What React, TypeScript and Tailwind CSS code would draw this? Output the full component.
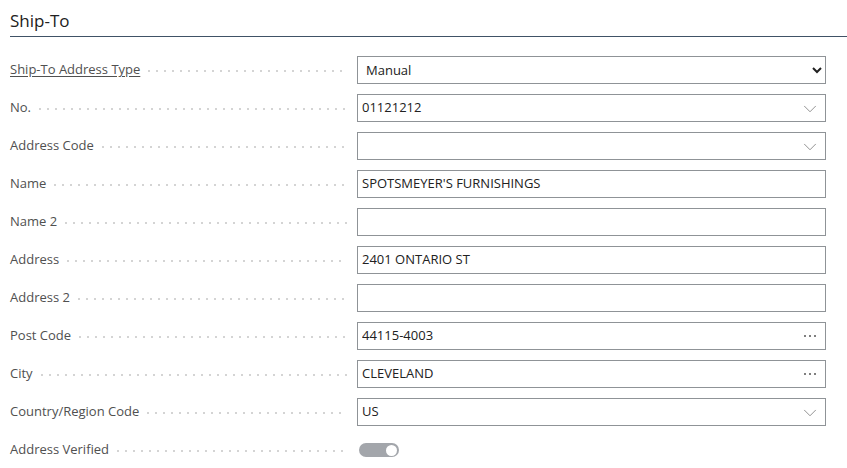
import { ChevronDown } from 'lucide-react';

type Field = {
  label: string;
  value?: string;
  kind: 'select' | 'lookup' | 'text' | 'assist' | 'toggle';
  link?: boolean;
};

const fields: Field[] = [
  { label: 'Ship-To Address Type', value: 'Manual', kind: 'select', link: true },
  { label: 'No.', value: '01121212', kind: 'lookup' },
  { label: 'Address Code', value: '', kind: 'lookup' },
  { label: 'Name', value: "SPOTSMEYER'S FURNISHINGS", kind: 'text' },
  { label: 'Name 2', value: '', kind: 'text' },
  { label: 'Address', value: '2401 ONTARIO ST', kind: 'text' },
  { label: 'Address 2', value: '', kind: 'text' },
  { label: 'Post Code', value: '44115-4003', kind: 'assist' },
  { label: 'City', value: 'CLEVELAND', kind: 'assist' },
  { label: 'Country/Region Code', value: 'US', kind: 'lookup' },
  { label: 'Address Verified', kind: 'toggle' },
];

function Control({ field }: { field: Field }) {
  if (field.kind === 'toggle') {
    return (
      <div className="w-[469px] h-7 flex items-center pl-[2px]">
        <div className="w-[40px] h-[14px] rounded-full bg-[#a3a6ab] flex items-center justify-end pr-[2px]">
          <div className="w-[11px] h-[11px] rounded-full bg-white" />
        </div>
      </div>
    );
  }
  if (field.kind === 'select') {
    return (
      <select
        defaultValue={field.value}
        className="w-[469px] h-7 border border-[#8f9397] bg-white pl-[4px] pr-2 text-[13px] text-[#212121]"
      >
        <option>Manual</option>
        <option>Location</option>
        <option>Custom Address</option>
      </select>
    );
  }
  return (
    <div className="w-[469px] h-7 border border-[#8f9397] bg-white flex items-center pl-[4px] pr-[4px] text-[13px] text-[#212121]">
      <span className="flex-1 truncate">{field.value}</span>
      {field.kind === 'lookup' && (
        <ChevronDown size={22} strokeWidth={0.8} className="text-[#6b6b6b] mt-[1px]" />
      )}
      {field.kind === 'assist' && (
        <span className="flex gap-[3px] items-center pr-[5px]">
          <span className="w-[2px] h-[2px] rounded-full bg-[#555]" />
          <span className="w-[2px] h-[2px] rounded-full bg-[#555]" />
          <span className="w-[2px] h-[2px] rounded-full bg-[#555]" />
        </span>
      )}
    </div>
  );
}

export default function App() {
  return (
    <div className="w-[847px] h-[468px] bg-white font-['Segoe_UI','Open_Sans',sans-serif] overflow-hidden">
      <div className="pl-[10px]">
        <div className="h-[37px] border-b border-[#405266] flex items-end pb-[4px]">
          <h2 className="text-[17px] leading-[22px] text-[#212121] font-medium">Ship-To</h2>
        </div>
        <div className="mt-[14px] flex flex-col pr-[21px]">
          {fields.map((f) => (
            <div key={f.label} className="h-[38px] flex items-center">
              <div className="w-[347px] flex items-center pr-[10px]">
                <span
                  className={`text-[13px] text-[#505050] whitespace-nowrap ${
                    f.link ? 'underline underline-offset-2 text-[#3a4a5c]' : ''
                  }`}
                >
                  {f.label}
                </span>
                <div className="flex-1 ml-[8px] mt-[2px] h-[2px] bg-[linear-gradient(to_right,#d4d4d4_2px,transparent_2px)] bg-[length:8px_2px] bg-repeat-x" />
              </div>
              <Control field={f} />
            </div>
          ))}
        </div>
      </div>
    </div>
  );
}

### INSTRUCTION
Give an exact reproduction of every line, leaving out any picture.

### RESPONSE TO THIS EXERCISE
What React, TypeScript and Tailwind CSS code would draw this? Output the full component.
import { ChevronDown } from 'lucide-react';

type Field = {
  label: string;
  value?: string;
  kind: 'select' | 'lookup' | 'text' | 'assist' | 'toggle';
  link?: boolean;
};

const fields: Field[] = [
  { label: 'Ship-To Address Type', value: 'Manual', kind: 'select', link: true },
  { label: 'No.', value: '01121212', kind: 'lookup' },
  { label: 'Address Code', value: '', kind: 'lookup' },
  { label: 'Name', value: "SPOTSMEYER'S FURNISHINGS", kind: 'text' },
  { label: 'Name 2', value: '', kind: 'text' },
  { label: 'Address', value: '2401 ONTARIO ST', kind: 'text' },
  { label: 'Address 2', value: '', kind: 'text' },
  { label: 'Post Code', value: '44115-4003', kind: 'assist' },
  { label: 'City', value: 'CLEVELAND', kind: 'assist' },
  { label: 'Country/Region Code', value: 'US', kind: 'lookup' },
  { label: 'Address Verified', kind: 'toggle' },
];

function Control({ field }: { field: Field }) {
  if (field.kind === 'toggle') {
    return (
      <div className="w-[469px] h-7 flex items-center pl-[2px]">
        <div className="w-[40px] h-[14px] rounded-full bg-[#a3a6ab] flex items-center justify-end pr-[2px]">
          <div className="w-[11px] h-[11px] rounded-full bg-white" />
        </div>
      </div>
    );
  }
  if (field.kind === 'select') {
    return (
      <select
        defaultValue={field.value}
        className="w-[469px] h-7 border border-[#8f9397] bg-white pl-[4px] pr-2 text-[13px] text-[#212121]"
      >
        <option>Manual</option>
        <option>Location</option>
        <option>Custom Address</option>
      </select>
    );
  }
  return (
    <div className="w-[469px] h-7 border border-[#8f9397] bg-white flex items-center pl-[4px] pr-[4px] text-[13px] text-[#212121]">
      <span className="flex-1 truncate">{field.value}</span>
      {field.kind === 'lookup' && (
        <ChevronDown size={22} strokeWidth={0.8} className="text-[#6b6b6b] mt-[1px]" />
      )}
      {field.kind === 'assist' && (
        <span className="flex gap-[3px] items-center pr-[5px]">
          <span className="w-[2px] h-[2px] rounded-full bg-[#555]" />
          <span className="w-[2px] h-[2px] rounded-full bg-[#555]" />
          <span className="w-[2px] h-[2px] rounded-full bg-[#555]" />
        </span>
      )}
    </div>
  );
}

export default function App() {
  return (
    <div className="w-[847px] h-[468px] bg-white font-['Segoe_UI','Open_Sans',sans-serif] overflow-hidden">
      <div className="pl-[10px]">
        <div className="h-[37px] border-b border-[#405266] flex items-end pb-[4px]">
          <h2 className="text-[17px] leading-[22px] text-[#212121] font-medium">Ship-To</h2>
        </div>
        <div className="mt-[14px] flex flex-col pr-[21px]">
          {fields.map((f) => (
            <div key={f.label} className="h-[38px] flex items-center">
              <div className="w-[347px] flex items-center pr-[10px]">
                <span
                  className={`text-[13px] text-[#505050] whitespace-nowrap ${
                    f.link ? 'underline underline-offset-2 text-[#3a4a5c]' : ''
                  }`}
                >
                  {f.label}
                </span>
                <div className="flex-1 ml-[8px] mt-[2px] h-[2px] bg-[linear-gradient(to_right,#d4d4d4_2px,transparent_2px)] bg-[length:8px_2px] bg-repeat-x" />
              </div>
              <Control field={f} />
            </div>
          ))}
        </div>
      </div>
    </div>
  );
}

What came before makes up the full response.